→ **AIM**
Gather from the listing below each line that includes the word "index", and copy it.
— START DATA BLOCK —
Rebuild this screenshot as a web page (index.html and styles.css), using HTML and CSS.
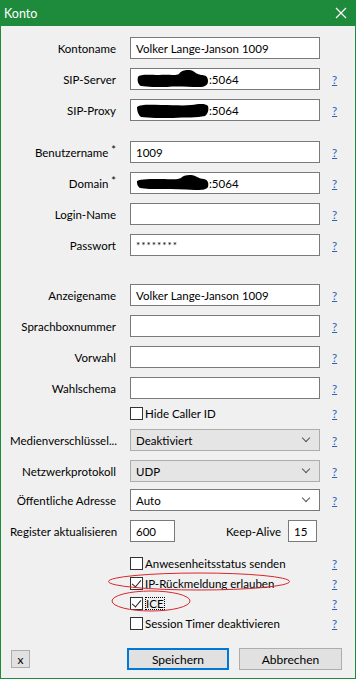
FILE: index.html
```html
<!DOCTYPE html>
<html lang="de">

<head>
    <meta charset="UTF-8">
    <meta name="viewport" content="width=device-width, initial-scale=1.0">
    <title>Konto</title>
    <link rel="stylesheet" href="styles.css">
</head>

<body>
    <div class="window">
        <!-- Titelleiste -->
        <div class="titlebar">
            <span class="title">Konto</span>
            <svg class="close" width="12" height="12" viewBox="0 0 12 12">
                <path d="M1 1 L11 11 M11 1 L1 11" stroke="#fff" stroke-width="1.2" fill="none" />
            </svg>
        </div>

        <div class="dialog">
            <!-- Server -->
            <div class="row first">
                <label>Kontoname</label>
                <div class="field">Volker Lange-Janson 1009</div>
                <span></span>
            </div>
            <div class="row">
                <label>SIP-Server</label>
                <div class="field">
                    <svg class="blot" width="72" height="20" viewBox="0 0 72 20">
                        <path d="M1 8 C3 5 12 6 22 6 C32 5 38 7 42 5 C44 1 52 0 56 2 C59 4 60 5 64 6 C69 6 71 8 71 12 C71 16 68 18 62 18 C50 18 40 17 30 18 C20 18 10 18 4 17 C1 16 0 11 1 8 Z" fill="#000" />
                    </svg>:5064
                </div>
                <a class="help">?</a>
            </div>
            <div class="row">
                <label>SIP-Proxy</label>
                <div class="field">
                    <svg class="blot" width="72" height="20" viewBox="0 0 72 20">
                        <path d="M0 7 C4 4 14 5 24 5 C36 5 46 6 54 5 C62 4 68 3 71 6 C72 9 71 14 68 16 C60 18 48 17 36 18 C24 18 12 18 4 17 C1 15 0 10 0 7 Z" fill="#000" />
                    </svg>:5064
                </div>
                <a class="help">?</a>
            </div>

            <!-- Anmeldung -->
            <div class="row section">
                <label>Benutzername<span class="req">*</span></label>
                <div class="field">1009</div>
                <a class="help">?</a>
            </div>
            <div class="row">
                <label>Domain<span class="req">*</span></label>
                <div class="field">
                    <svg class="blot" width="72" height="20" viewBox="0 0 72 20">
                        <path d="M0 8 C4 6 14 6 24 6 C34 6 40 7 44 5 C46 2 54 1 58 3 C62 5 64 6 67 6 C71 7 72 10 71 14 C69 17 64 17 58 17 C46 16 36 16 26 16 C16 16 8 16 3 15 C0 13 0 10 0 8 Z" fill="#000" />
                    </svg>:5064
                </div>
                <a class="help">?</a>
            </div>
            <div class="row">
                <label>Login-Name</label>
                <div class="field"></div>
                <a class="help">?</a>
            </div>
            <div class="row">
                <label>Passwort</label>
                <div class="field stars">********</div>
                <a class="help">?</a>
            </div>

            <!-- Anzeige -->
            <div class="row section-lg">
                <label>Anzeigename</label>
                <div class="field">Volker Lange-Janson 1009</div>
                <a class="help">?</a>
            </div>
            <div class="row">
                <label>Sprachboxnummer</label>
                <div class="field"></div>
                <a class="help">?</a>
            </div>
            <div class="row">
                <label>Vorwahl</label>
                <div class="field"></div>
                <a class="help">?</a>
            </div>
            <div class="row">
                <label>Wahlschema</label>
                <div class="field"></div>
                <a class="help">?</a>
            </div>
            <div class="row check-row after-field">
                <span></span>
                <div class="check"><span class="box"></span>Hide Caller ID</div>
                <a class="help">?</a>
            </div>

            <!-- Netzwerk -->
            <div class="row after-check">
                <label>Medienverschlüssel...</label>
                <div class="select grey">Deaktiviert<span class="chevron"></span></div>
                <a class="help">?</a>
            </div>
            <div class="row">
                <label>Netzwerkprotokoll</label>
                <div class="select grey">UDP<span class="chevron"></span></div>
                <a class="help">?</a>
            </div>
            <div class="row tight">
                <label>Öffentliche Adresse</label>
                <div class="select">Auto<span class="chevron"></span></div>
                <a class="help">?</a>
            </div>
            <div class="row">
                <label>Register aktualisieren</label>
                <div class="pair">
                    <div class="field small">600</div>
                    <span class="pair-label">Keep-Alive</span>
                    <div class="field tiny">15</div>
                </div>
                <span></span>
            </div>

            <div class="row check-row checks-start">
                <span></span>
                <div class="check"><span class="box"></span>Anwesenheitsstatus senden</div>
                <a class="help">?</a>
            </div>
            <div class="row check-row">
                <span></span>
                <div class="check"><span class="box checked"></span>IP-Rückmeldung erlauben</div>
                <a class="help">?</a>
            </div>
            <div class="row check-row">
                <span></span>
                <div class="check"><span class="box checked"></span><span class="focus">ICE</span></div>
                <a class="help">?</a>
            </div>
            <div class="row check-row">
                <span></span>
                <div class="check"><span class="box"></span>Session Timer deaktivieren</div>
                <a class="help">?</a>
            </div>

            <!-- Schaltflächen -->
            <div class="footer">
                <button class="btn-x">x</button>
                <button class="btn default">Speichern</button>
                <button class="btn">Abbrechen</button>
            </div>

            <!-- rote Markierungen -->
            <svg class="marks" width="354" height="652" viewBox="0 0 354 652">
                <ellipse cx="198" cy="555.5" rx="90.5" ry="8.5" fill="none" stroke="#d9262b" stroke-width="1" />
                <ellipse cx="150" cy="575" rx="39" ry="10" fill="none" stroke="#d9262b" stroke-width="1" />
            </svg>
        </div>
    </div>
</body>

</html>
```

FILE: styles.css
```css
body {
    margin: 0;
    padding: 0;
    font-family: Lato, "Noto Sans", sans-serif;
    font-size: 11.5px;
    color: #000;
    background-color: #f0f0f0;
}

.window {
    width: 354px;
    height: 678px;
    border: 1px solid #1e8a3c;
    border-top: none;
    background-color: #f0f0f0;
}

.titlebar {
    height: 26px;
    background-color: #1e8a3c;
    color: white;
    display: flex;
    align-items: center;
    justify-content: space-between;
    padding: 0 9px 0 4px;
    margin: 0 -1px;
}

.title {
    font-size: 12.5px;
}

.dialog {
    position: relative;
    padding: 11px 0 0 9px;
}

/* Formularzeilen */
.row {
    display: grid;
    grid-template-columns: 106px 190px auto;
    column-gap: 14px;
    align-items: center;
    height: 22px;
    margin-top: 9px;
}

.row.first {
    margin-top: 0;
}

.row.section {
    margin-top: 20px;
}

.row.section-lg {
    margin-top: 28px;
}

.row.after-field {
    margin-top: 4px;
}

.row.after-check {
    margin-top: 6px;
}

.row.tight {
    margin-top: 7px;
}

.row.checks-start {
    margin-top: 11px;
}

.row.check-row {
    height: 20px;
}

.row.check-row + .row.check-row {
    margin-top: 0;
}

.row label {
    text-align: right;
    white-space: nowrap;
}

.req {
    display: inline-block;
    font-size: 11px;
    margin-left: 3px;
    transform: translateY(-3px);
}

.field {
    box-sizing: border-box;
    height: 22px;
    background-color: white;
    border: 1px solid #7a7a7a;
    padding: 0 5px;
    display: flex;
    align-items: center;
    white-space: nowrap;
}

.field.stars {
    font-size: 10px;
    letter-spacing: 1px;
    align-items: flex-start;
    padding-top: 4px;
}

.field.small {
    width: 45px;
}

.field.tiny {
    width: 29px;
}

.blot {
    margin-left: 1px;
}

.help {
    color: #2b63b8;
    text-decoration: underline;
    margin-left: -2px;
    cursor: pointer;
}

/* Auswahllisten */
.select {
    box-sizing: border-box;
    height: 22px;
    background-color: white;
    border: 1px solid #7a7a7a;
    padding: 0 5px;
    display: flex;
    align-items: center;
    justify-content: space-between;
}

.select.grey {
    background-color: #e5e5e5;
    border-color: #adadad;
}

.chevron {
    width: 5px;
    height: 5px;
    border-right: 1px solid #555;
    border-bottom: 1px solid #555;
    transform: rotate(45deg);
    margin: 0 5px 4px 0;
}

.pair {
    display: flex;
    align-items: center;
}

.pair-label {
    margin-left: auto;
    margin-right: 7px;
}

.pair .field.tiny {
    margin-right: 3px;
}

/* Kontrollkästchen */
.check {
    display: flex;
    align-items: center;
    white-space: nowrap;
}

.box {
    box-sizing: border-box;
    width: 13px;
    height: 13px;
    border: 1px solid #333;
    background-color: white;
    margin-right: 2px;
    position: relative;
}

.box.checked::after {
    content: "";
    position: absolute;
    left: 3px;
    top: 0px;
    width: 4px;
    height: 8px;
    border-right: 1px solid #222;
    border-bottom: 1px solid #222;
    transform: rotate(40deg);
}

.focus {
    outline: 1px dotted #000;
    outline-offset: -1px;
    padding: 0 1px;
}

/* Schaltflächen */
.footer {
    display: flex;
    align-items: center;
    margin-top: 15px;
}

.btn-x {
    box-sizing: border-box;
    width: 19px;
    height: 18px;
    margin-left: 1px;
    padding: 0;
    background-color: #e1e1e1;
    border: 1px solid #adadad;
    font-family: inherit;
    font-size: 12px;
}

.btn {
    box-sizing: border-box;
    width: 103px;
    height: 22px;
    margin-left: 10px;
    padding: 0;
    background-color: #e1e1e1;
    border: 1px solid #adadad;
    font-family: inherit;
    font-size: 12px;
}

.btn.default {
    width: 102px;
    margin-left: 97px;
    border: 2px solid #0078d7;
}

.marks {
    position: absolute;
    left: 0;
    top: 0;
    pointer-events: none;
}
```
— END DATA BLOCK —
→ **ANSWER BELOW**
Rebuild this screenshot as a web page (index.html and styles.css), using HTML and CSS.
FILE: index.html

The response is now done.